#### EXERCISE BRIEF:
Please repeat the records exactly from their first line, finishing at the line containing "const selected = 0;" and including it.

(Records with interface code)
═══
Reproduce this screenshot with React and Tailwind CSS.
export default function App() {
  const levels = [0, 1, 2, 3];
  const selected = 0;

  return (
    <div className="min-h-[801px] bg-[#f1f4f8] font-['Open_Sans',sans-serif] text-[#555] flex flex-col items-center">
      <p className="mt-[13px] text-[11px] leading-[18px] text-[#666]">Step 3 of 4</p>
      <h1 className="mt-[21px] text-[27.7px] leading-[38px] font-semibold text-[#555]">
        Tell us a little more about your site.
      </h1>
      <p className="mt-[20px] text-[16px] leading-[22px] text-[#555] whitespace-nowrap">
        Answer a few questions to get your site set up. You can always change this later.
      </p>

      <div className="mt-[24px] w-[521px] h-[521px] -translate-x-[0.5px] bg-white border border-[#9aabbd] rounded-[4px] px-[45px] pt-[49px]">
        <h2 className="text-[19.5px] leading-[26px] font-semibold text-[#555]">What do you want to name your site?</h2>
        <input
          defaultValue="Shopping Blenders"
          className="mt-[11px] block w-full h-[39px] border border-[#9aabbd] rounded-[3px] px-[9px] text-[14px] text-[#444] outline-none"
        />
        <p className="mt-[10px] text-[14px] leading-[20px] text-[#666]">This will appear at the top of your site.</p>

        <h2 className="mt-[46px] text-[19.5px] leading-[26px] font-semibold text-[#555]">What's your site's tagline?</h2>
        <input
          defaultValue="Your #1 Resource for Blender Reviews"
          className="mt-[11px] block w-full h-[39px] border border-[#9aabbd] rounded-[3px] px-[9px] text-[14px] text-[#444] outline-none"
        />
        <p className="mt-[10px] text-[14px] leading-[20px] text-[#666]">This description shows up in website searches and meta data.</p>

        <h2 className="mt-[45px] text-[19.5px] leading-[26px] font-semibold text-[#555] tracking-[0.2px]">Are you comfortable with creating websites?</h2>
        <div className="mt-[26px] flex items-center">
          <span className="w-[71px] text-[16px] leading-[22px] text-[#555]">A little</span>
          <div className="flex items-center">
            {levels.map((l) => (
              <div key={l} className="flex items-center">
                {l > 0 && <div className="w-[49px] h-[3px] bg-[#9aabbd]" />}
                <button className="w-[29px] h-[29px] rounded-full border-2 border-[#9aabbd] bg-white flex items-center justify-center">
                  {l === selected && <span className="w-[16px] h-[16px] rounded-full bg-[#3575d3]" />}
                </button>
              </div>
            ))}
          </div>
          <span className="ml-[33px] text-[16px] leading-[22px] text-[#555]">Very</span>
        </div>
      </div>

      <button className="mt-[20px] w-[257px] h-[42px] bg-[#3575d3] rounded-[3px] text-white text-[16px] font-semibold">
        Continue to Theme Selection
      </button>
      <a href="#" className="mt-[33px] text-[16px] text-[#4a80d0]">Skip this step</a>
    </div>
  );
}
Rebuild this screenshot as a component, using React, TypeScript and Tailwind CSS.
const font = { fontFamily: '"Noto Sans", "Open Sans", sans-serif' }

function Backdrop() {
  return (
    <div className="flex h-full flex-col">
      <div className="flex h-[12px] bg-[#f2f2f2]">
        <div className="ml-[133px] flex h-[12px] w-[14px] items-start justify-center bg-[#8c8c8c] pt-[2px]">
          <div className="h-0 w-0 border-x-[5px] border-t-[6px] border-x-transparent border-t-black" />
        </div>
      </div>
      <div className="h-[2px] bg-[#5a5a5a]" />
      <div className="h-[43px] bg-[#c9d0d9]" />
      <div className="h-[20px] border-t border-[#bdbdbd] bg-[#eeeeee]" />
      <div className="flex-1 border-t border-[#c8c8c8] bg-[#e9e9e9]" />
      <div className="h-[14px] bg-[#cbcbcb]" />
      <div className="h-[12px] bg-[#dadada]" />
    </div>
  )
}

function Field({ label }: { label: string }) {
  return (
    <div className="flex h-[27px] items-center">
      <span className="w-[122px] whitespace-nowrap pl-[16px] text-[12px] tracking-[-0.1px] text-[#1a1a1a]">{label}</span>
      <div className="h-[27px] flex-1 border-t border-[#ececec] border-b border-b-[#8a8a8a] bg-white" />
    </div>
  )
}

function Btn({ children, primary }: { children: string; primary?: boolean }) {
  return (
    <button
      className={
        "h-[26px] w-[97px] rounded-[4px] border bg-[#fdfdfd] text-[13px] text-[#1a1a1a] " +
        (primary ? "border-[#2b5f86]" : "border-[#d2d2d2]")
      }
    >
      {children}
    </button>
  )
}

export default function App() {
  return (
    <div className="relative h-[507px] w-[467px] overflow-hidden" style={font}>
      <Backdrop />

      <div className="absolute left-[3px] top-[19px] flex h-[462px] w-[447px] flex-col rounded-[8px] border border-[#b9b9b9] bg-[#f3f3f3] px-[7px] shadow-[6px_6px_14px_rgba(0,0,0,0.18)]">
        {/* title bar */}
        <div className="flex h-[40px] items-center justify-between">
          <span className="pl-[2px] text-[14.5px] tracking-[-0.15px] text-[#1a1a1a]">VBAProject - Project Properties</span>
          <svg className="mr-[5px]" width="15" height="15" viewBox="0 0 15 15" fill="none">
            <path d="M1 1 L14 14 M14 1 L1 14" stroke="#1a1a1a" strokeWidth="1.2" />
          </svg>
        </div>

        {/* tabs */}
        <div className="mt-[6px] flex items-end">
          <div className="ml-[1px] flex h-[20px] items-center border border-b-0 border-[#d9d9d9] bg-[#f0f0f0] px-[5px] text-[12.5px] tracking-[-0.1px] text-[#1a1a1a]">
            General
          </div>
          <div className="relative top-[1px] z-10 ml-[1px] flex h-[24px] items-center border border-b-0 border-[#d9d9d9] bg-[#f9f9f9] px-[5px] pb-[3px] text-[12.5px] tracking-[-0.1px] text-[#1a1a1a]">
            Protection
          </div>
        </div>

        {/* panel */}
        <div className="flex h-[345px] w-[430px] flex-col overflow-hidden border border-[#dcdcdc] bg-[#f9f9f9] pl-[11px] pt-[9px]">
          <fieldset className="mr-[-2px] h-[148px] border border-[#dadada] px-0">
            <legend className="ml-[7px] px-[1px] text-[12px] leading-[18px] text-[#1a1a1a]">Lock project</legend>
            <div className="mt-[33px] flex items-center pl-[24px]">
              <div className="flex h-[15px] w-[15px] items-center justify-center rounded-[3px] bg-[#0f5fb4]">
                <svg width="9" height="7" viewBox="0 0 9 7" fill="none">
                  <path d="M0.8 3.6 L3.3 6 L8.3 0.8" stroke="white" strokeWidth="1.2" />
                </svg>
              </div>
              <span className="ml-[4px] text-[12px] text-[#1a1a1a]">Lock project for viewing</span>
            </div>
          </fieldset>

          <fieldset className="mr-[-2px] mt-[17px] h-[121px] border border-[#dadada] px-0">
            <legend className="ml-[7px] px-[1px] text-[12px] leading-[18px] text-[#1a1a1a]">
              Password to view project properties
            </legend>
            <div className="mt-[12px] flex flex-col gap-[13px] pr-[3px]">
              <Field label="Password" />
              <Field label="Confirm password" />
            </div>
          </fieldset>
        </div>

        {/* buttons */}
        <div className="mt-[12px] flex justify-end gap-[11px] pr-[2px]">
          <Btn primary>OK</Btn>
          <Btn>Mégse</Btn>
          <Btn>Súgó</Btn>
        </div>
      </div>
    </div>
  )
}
═══
#### RESULT:
Reproduce this screenshot with React and Tailwind CSS.
export default function App() {
  const levels = [0, 1, 2, 3];
  const selected = 0;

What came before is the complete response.